QuoteAnother question, does the order in which the InstanceObject3D's are drawn matter?

It can, and Egon may be able to better explain some of this. It should only matter if your Object3D uses transparency or you set the OpenGL to disable the depth test, in which case it will render in synchronous order. To put it simply, I don't believe transparency InstanceObject3D's are going to play nicely with other transparent Object3D's, other transparent InstanceObject3D types, or overlaps of the multiple IntanceObject3D of that type. I believe jPCT has software-side ordering (based off the Object3D's origin distance from camera?) when it comes to transparent objects, and the transparent objects are rendered last as transparency requires the solid pixels behind it for the different pixel write modes (add, modulate, blend, etc...). Because all Object3D's for this method are stacked a certain distance from the camera, they will be picked up by jPCT render pipeline in regards to that distance from the camera. All InstanceObject3D's that are rendered would be synchronously rendered on top of one another according to the order when added.
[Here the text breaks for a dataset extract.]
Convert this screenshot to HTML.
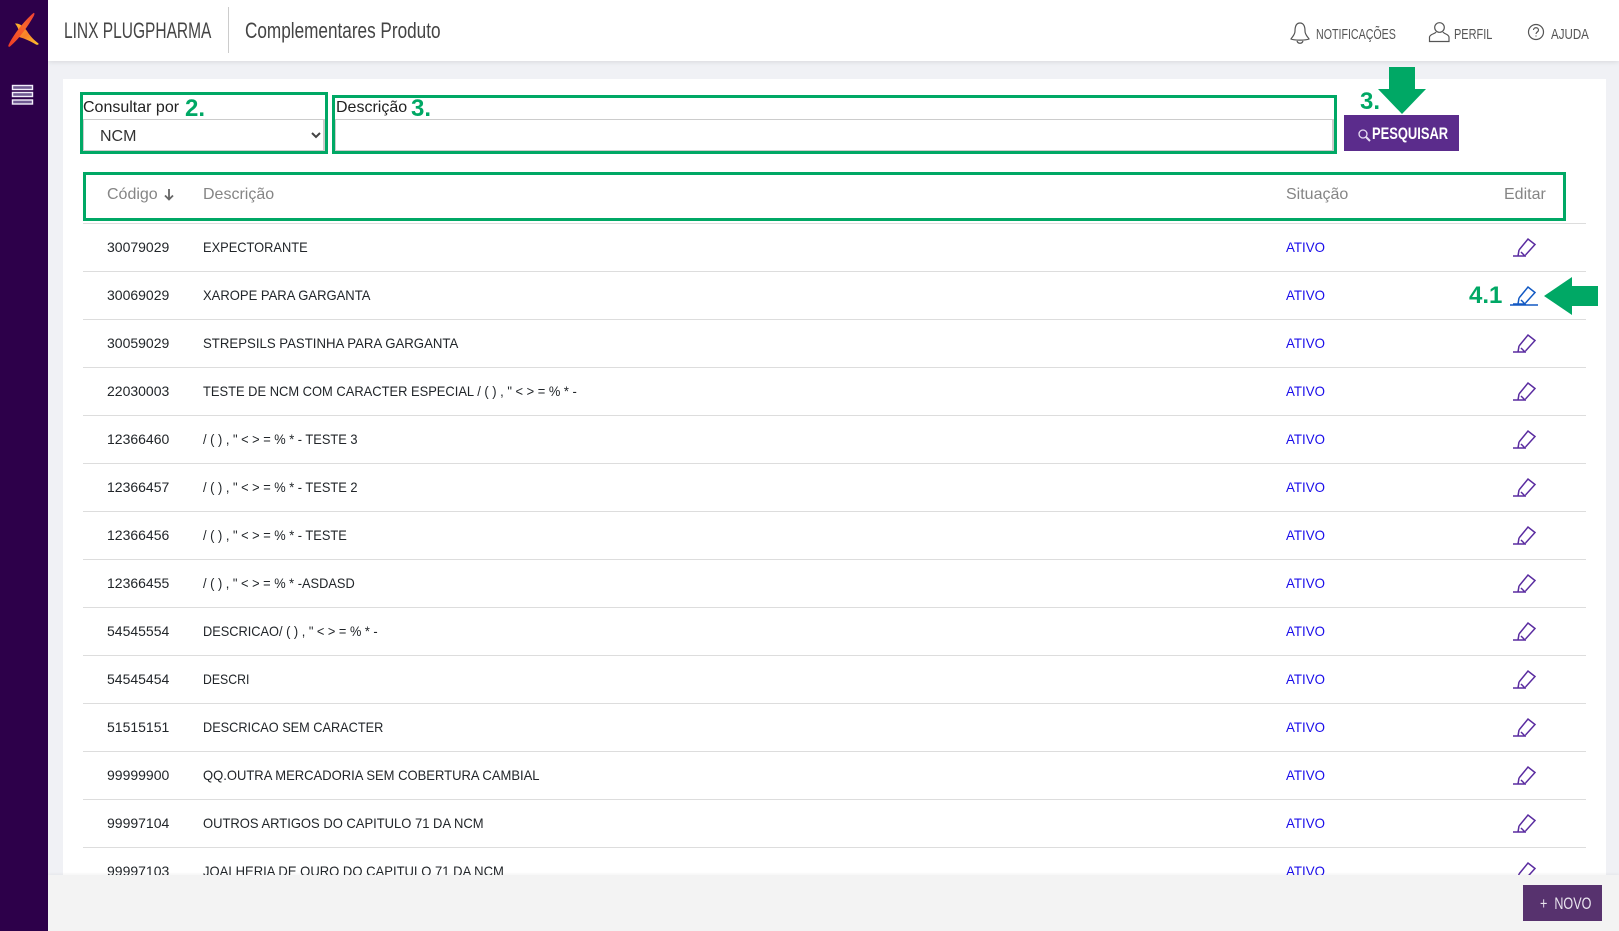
<!DOCTYPE html>
<html lang="pt">
<head>
<meta charset="utf-8">
<title>Complementares Produto</title>
<style>
html,body{margin:0;padding:0;width:1619px;height:931px;overflow:hidden;background:#f0f1f5;font-family:"Liberation Sans",sans-serif;}
.a{position:absolute;white-space:nowrap;}
#side{left:0;top:0;width:48px;height:931px;background:#2d004a;}
#top{left:48px;top:0;width:1571px;height:61px;background:#fff;box-shadow:0 1px 5px rgba(0,0,0,.1);}
#card{left:63px;top:79px;width:1543px;height:800px;background:#fff;}
.n{color:#444;transform-origin:0 50%;}
.g{border:3px solid #00a865;box-sizing:border-box;}
.num{font-weight:bold;color:#00a865;font-size:24px;line-height:24px;}
.row{left:83px;width:1503px;height:48px;border-bottom:1px solid #ddd;box-sizing:border-box;}
.t{font-size:14px;line-height:20px;color:#212529;transform-origin:0 50%;}
.st{color:#1a0dea;transform:scaleX(.95);}
#clip{left:0;top:0;width:1619px;height:875px;overflow:hidden;}
.field{background:#fff;border:1px solid #ccc;border-bottom:2px solid #ccc;border-right:2px solid #ccc;box-sizing:border-box;}
.h{font-size:16px;line-height:22px;color:#858585;}
#foot{left:48px;top:875px;width:1571px;height:56px;background:#f3f3f3;box-shadow:0 -1px 3px rgba(0,0,0,.05);}
</style>
</head>
<body>
<div class="a" id="card"></div>

<div class="a" id="clip">
  <div class="a row" style="top:224px"></div>
  <div class="a row" style="top:272px"></div>
  <div class="a row" style="top:320px"></div>
  <div class="a row" style="top:368px"></div>
  <div class="a row" style="top:416px"></div>
  <div class="a row" style="top:464px"></div>
  <div class="a row" style="top:512px"></div>
  <div class="a row" style="top:560px"></div>
  <div class="a row" style="top:608px"></div>
  <div class="a row" style="top:656px"></div>
  <div class="a row" style="top:704px"></div>
  <div class="a row" style="top:752px"></div>
  <div class="a row" style="top:800px"></div>
  <div class="a" style="left:83px;top:223px;width:1503px;height:1px;background:#ddd"></div>

  <div class="a t" style="left:107px;top:237px">30079029</div><div class="a t" style="left:203px;top:237px;transform:scaleX(.917)">EXPECTORANTE</div><div class="a t st" style="left:1286px;top:237px">ATIVO</div>
  <div class="a t" style="left:107px;top:285px">30069029</div><div class="a t" style="left:203px;top:285px;transform:scaleX(.93)">XAROPE PARA GARGANTA</div><div class="a t st" style="left:1286px;top:285px">ATIVO</div>
  <div class="a t" style="left:107px;top:333px">30059029</div><div class="a t" style="left:203px;top:333px;transform:scaleX(.943)">STREPSILS PASTINHA PARA GARGANTA</div><div class="a t st" style="left:1286px;top:333px">ATIVO</div>
  <div class="a t" style="left:107px;top:381px">22030003</div><div class="a t" style="left:203px;top:381px;transform:scaleX(.922)">TESTE DE NCM COM CARACTER ESPECIAL / ( ) , " &lt; &gt; = % * -</div><div class="a t st" style="left:1286px;top:381px">ATIVO</div>
  <div class="a t" style="left:107px;top:429px">12366460</div><div class="a t" style="left:203px;top:429px;transform:scaleX(.917)">/ ( ) , " &lt; &gt; = % * - TESTE 3</div><div class="a t st" style="left:1286px;top:429px">ATIVO</div>
  <div class="a t" style="left:107px;top:477px">12366457</div><div class="a t" style="left:203px;top:477px;transform:scaleX(.917)">/ ( ) , " &lt; &gt; = % * - TESTE 2</div><div class="a t st" style="left:1286px;top:477px">ATIVO</div>
  <div class="a t" style="left:107px;top:525px">12366456</div><div class="a t" style="left:203px;top:525px;transform:scaleX(.917)">/ ( ) , " &lt; &gt; = % * - TESTE</div><div class="a t st" style="left:1286px;top:525px">ATIVO</div>
  <div class="a t" style="left:107px;top:573px">12366455</div><div class="a t" style="left:203px;top:573px;transform:scaleX(.916)">/ ( ) , " &lt; &gt; = % * -ASDASD</div><div class="a t st" style="left:1286px;top:573px">ATIVO</div>
  <div class="a t" style="left:107px;top:621px">54545554</div><div class="a t" style="left:203px;top:621px;transform:scaleX(.913)">DESCRICAO/ ( ) , " &lt; &gt; = % * -</div><div class="a t st" style="left:1286px;top:621px">ATIVO</div>
  <div class="a t" style="left:107px;top:669px">54545454</div><div class="a t" style="left:203px;top:669px;transform:scaleX(.877)">DESCRI</div><div class="a t st" style="left:1286px;top:669px">ATIVO</div>
  <div class="a t" style="left:107px;top:717px">51515151</div><div class="a t" style="left:203px;top:717px;transform:scaleX(.909)">DESCRICAO SEM CARACTER</div><div class="a t st" style="left:1286px;top:717px">ATIVO</div>
  <div class="a t" style="left:107px;top:765px">99999900</div><div class="a t" style="left:203px;top:765px;transform:scaleX(.929)">QQ.OUTRA MERCADORIA SEM COBERTURA CAMBIAL</div><div class="a t st" style="left:1286px;top:765px">ATIVO</div>
  <div class="a t" style="left:107px;top:813px">99997104</div><div class="a t" style="left:203px;top:813px;transform:scaleX(.928)">OUTROS ARTIGOS DO CAPITULO 71 DA NCM</div><div class="a t st" style="left:1286px;top:813px">ATIVO</div>
  <div class="a t" style="left:107px;top:861px">99997103</div><div class="a t" style="left:203px;top:861px;transform:scaleX(.932)">JOALHERIA DE OURO DO CAPITULO 71 DA NCM</div><div class="a t st" style="left:1286px;top:861px">ATIVO</div>

  <svg class="a" style="left:1505px;top:224px" width="40" height="651" viewBox="0 0 40 651" fill="none" stroke="#5a2ca0" stroke-width="1.500">
    <defs><g id="p"><path d="M14 26 L23 15 L30 20.500 L20.500 31 M14 26 L13 32 M16 28 L20 32 M8 32 L21 32"/></g></defs>
    <use href="#p" y="0"/>
    <g stroke="#1259c3"><use href="#p" y="48"/><path d="M5 81 H33"/></g>
    <use href="#p" y="96"/><use href="#p" y="144"/><use href="#p" y="192"/><use href="#p" y="240"/>
    <use href="#p" y="288"/><use href="#p" y="336"/><use href="#p" y="384"/><use href="#p" y="432"/>
    <use href="#p" y="480"/><use href="#p" y="528"/><use href="#p" y="576"/><use href="#p" y="624"/>
  </svg>
</div>

<div class="a" id="top"></div>
<div class="a" id="side"></div>

<svg class="a" style="left:6px;top:10px" width="36" height="40" viewBox="0 0 36 40">
  <defs>
    <linearGradient id="lr" x1="0" y1="1" x2="1" y2="0"><stop offset="0" stop-color="#ee3a26"/><stop offset=".6" stop-color="#f8662a"/><stop offset="1" stop-color="#ee3f34"/></linearGradient>
    <linearGradient id="ly" x1="0" y1="0" x2="1" y2="1"><stop offset="0" stop-color="#fdb92c"/><stop offset=".5" stop-color="#f7802a"/><stop offset="1" stop-color="#fdc42c"/></linearGradient>
  </defs>
  <path fill="url(#ly)" d="M9 13.500 C14 13 18 17 21 21 C24 26 28 30 32.500 33.500 C33 35 31 35 30 34.500 C24 31 20 29 13 27 C14 22 12 17 9 13.500 Z"/>
  <path fill="url(#lr)" d="M27.500 3 C29 2.500 28.500 5 27.500 6.500 C22 16 14 28 4 36.500 C2 37.500 2 35.500 3 34 C8 24 18 11 27.500 3 Z"/>
</svg>

<svg class="a" style="left:11px;top:84px" width="23" height="22" viewBox="0 0 23 22" fill="#6f5a92" stroke="#f2eefa" stroke-width="1.400">
  <rect x="1.500" y="1.500" width="20" height="4"/><rect x="1.500" y="8.500" width="20" height="4"/><rect x="1.500" y="16" width="20" height="4"/>
</svg>

<div class="a n" style="left:64px;top:17px;font-size:22px;line-height:28px;transform:scaleX(.705)">LINX PLUGPHARMA</div>
<div class="a" style="left:228px;top:7px;width:1px;height:46px;background:#ccc"></div>
<div class="a n" style="left:245px;top:17px;font-size:22px;line-height:28px;transform:scaleX(.78)">Complementares Produto</div>

<svg class="a" style="left:1289px;top:21px" width="22" height="24" viewBox="0 0 22 24" fill="none" stroke="#555" stroke-width="1.200">
  <path d="M11 2 C7 2 6 6 6 10 C6 14 3 16 2 18 C5 19.500 17 19.500 20 18 C19 16 16 14 16 10 C16 6 15 2 11 2 Z M8 20 C9 23 13 23 14 20"/>
</svg>
<div class="a n" style="left:1316px;top:26px;font-size:15px;line-height:18px;color:#555;transform:scaleX(.71)">NOTIFICAÇÕES</div>
<svg class="a" style="left:1428px;top:21px" width="23" height="23" viewBox="0 0 23 23" fill="none" stroke="#555" stroke-width="1.200">
  <circle cx="11.500" cy="6.500" r="4.800"/><path d="M8 11 C7 13 2 13 1.500 16 V20.500 H21 V16 C20.500 13 16 13 15 11"/>
</svg>
<div class="a n" style="left:1454px;top:26px;font-size:15px;line-height:18px;color:#555;transform:scaleX(.73)">PERFIL</div>
<svg class="a" style="left:1527px;top:23px" width="18" height="18" viewBox="0 0 18 18" fill="none" stroke="#555" stroke-width="1.200">
  <circle cx="9" cy="9" r="7.500"/><path d="M6.500 7 C6.500 4 11.500 4 11.500 7 C11.500 9 9 9 9 11"/><path d="M9 12.500 V13.500"/>
</svg>
<div class="a n" style="left:1551px;top:26px;font-size:15px;line-height:18px;color:#555;transform:scaleX(.77)">AJUDA</div>

<div class="a field" style="left:83px;top:119px;width:242px;height:33px"></div>
<div class="a" style="left:83px;top:98px;font-size:16px;line-height:20px;color:#222">Consultar por</div>
<div class="a" style="left:100px;top:127px;font-size:16px;line-height:20px;color:#333">NCM</div>
<svg class="a" style="left:310px;top:131px" width="12" height="9" viewBox="0 0 12 9" fill="none" stroke="#444" stroke-width="2"><path d="M2 2 L6 6 L10 2"/></svg>
<div class="a g" style="left:80px;top:92px;width:248px;height:62px"></div>
<div class="a num" style="left:185px;top:97px">2.</div>

<div class="a field" style="left:335px;top:119px;width:999px;height:33px"></div>
<div class="a" style="left:336px;top:98px;font-size:16px;line-height:20px;color:#222">Descrição</div>
<div class="a g" style="left:332px;top:95px;width:1005px;height:59px"></div>
<div class="a num" style="left:411px;top:97px">3.</div>

<div class="a" style="left:1344px;top:115px;width:115px;height:36px;background:#5b2c8c"></div>
<svg class="a" style="left:1357px;top:128px" width="14" height="14" viewBox="0 0 14 14" fill="none" stroke="#e6dcf2" stroke-width="1.300"><circle cx="6" cy="6" r="4"/><path d="M9 9 L13 13" stroke-width="2"/></svg>
<div class="a n" style="left:1372px;top:124px;font-size:17px;line-height:20px;font-weight:bold;color:#fff;transform:scaleX(.76)">PESQUISAR</div>
<div class="a num" style="left:1360px;top:90px">3.</div>
<svg class="a" style="left:1376px;top:65px" width="52" height="52" viewBox="0 0 52 52"><path fill="#00a865" d="M13 2 H39 V24 H50 L26 49 L2 24 H13 Z"/></svg>

<div class="a g" style="left:83px;top:172px;width:1483px;height:49px"></div>
<div class="a h" style="left:107px;top:184px">Código</div>
<svg class="a" style="left:163px;top:188px" width="12" height="13" viewBox="0 0 12 13" fill="none" stroke="#666" stroke-width="1.800"><path d="M6 1 V11 M2 7.500 L6 11.500 L10 7.500"/></svg>
<div class="a h" style="left:203px;top:184px">Descrição</div>
<div class="a h" style="left:1286px;top:184px">Situação</div>
<div class="a h" style="left:1504px;top:184px">Editar</div>

<div class="a num" style="left:1469px;top:284px">4.1</div>
<svg class="a" style="left:1542px;top:275px" width="58" height="42" viewBox="0 0 58 42"><path fill="#00a865" d="M2 21 L30 2 V11 H56 V31 H30 V40 Z"/></svg>

<div class="a" id="foot"></div>
<div class="a" style="left:1523px;top:885px;width:79px;height:36px;background:#57326e"></div>
<div class="a n" style="left:1540px;top:894px;font-size:17px;line-height:20px;color:#e9e4ee;transform:scaleX(.74)">+&nbsp; NOVO</div>
</body>
</html>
I could add simple sorting, but it won't solve all problems, as transparency is a complex subject that requires work arounds and tweaks for speed. But it will never work great with IBR as the distance from the camera will mess up jPCT's sorting order.

Egon, did I miss anything or is anything inaccurate?

EgonOlsen · July 22, 2016, 10:19:36 AM

Sounds fine. Sorting of transparent objects is done per object based on the distance from the camera. All other objects are sorted by state by default.